> Provided data:
----

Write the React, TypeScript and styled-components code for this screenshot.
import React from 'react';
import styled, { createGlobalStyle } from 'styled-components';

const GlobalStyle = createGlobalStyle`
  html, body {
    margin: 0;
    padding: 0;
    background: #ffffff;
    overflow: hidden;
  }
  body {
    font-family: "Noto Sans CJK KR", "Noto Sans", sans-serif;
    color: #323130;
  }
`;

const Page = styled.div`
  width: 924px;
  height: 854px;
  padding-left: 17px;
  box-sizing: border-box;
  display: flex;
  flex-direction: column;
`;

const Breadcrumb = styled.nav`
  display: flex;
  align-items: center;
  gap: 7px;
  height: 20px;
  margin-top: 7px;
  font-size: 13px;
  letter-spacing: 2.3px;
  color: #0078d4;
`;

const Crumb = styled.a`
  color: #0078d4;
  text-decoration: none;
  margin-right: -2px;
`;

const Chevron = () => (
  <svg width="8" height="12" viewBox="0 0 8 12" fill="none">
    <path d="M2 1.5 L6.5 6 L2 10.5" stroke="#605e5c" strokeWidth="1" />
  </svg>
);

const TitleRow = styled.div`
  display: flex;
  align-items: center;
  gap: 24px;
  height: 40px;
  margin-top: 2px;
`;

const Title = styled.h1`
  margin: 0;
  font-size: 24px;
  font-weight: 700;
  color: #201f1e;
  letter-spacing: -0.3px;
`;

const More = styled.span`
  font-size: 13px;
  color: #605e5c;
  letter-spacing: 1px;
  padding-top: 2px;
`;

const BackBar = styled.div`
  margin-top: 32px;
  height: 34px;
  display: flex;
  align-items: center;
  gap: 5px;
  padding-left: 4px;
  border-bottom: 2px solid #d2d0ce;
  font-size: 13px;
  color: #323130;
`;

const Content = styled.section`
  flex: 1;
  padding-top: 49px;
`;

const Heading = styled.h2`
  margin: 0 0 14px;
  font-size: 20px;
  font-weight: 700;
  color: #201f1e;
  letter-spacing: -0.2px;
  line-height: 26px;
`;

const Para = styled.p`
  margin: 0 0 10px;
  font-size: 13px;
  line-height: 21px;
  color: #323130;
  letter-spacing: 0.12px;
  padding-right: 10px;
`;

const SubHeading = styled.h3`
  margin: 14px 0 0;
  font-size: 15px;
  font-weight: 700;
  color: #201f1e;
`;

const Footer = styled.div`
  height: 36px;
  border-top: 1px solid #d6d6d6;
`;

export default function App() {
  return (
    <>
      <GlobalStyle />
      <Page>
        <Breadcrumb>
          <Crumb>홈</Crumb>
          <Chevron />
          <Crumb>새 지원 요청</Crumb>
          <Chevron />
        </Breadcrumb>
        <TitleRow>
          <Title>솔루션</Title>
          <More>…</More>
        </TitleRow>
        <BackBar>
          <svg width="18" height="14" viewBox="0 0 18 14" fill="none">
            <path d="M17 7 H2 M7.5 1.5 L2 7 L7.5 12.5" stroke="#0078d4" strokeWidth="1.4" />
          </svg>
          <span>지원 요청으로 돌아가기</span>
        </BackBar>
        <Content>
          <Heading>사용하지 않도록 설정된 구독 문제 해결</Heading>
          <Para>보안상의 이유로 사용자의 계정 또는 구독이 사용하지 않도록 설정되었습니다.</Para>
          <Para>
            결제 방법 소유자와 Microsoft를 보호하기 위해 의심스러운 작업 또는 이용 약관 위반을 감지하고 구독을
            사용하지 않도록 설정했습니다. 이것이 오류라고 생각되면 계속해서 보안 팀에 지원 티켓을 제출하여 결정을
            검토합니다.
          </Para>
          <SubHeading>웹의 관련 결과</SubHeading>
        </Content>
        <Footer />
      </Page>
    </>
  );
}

----

> Problem:
Print the material above once more, exactly.

> Exercise result:
Write the React, TypeScript and styled-components code for this screenshot.
import React from 'react';
import styled, { createGlobalStyle } from 'styled-components';

const GlobalStyle = createGlobalStyle`
  html, body {
    margin: 0;
    padding: 0;
    background: #ffffff;
    overflow: hidden;
  }
  body {
    font-family: "Noto Sans CJK KR", "Noto Sans", sans-serif;
    color: #323130;
  }
`;

const Page = styled.div`
  width: 924px;
  height: 854px;
  padding-left: 17px;
  box-sizing: border-box;
  display: flex;
  flex-direction: column;
`;

const Breadcrumb = styled.nav`
  display: flex;
  align-items: center;
  gap: 7px;
  height: 20px;
  margin-top: 7px;
  font-size: 13px;
  letter-spacing: 2.3px;
  color: #0078d4;
`;

const Crumb = styled.a`
  color: #0078d4;
  text-decoration: none;
  margin-right: -2px;
`;

const Chevron = () => (
  <svg width="8" height="12" viewBox="0 0 8 12" fill="none">
    <path d="M2 1.5 L6.5 6 L2 10.5" stroke="#605e5c" strokeWidth="1" />
  </svg>
);

const TitleRow = styled.div`
  display: flex;
  align-items: center;
  gap: 24px;
  height: 40px;
  margin-top: 2px;
`;

const Title = styled.h1`
  margin: 0;
  font-size: 24px;
  font-weight: 700;
  color: #201f1e;
  letter-spacing: -0.3px;
`;

const More = styled.span`
  font-size: 13px;
  color: #605e5c;
  letter-spacing: 1px;
  padding-top: 2px;
`;

const BackBar = styled.div`
  margin-top: 32px;
  height: 34px;
  display: flex;
  align-items: center;
  gap: 5px;
  padding-left: 4px;
  border-bottom: 2px solid #d2d0ce;
  font-size: 13px;
  color: #323130;
`;

const Content = styled.section`
  flex: 1;
  padding-top: 49px;
`;

const Heading = styled.h2`
  margin: 0 0 14px;
  font-size: 20px;
  font-weight: 700;
  color: #201f1e;
  letter-spacing: -0.2px;
  line-height: 26px;
`;

const Para = styled.p`
  margin: 0 0 10px;
  font-size: 13px;
  line-height: 21px;
  color: #323130;
  letter-spacing: 0.12px;
  padding-right: 10px;
`;

const SubHeading = styled.h3`
  margin: 14px 0 0;
  font-size: 15px;
  font-weight: 700;
  color: #201f1e;
`;

const Footer = styled.div`
  height: 36px;
  border-top: 1px solid #d6d6d6;
`;

export default function App() {
  return (
    <>
      <GlobalStyle />
      <Page>
        <Breadcrumb>
          <Crumb>홈</Crumb>
          <Chevron />
          <Crumb>새 지원 요청</Crumb>
          <Chevron />
        </Breadcrumb>
        <TitleRow>
          <Title>솔루션</Title>
          <More>…</More>
        </TitleRow>
        <BackBar>
          <svg width="18" height="14" viewBox="0 0 18 14" fill="none">
            <path d="M17 7 H2 M7.5 1.5 L2 7 L7.5 12.5" stroke="#0078d4" strokeWidth="1.4" />
          </svg>
          <span>지원 요청으로 돌아가기</span>
        </BackBar>
        <Content>
          <Heading>사용하지 않도록 설정된 구독 문제 해결</Heading>
          <Para>보안상의 이유로 사용자의 계정 또는 구독이 사용하지 않도록 설정되었습니다.</Para>
          <Para>
            결제 방법 소유자와 Microsoft를 보호하기 위해 의심스러운 작업 또는 이용 약관 위반을 감지하고 구독을
            사용하지 않도록 설정했습니다. 이것이 오류라고 생각되면 계속해서 보안 팀에 지원 티켓을 제출하여 결정을
            검토합니다.
          </Para>
          <SubHeading>웹의 관련 결과</SubHeading>
        </Content>
        <Footer />
      </Page>
    </>
  );
}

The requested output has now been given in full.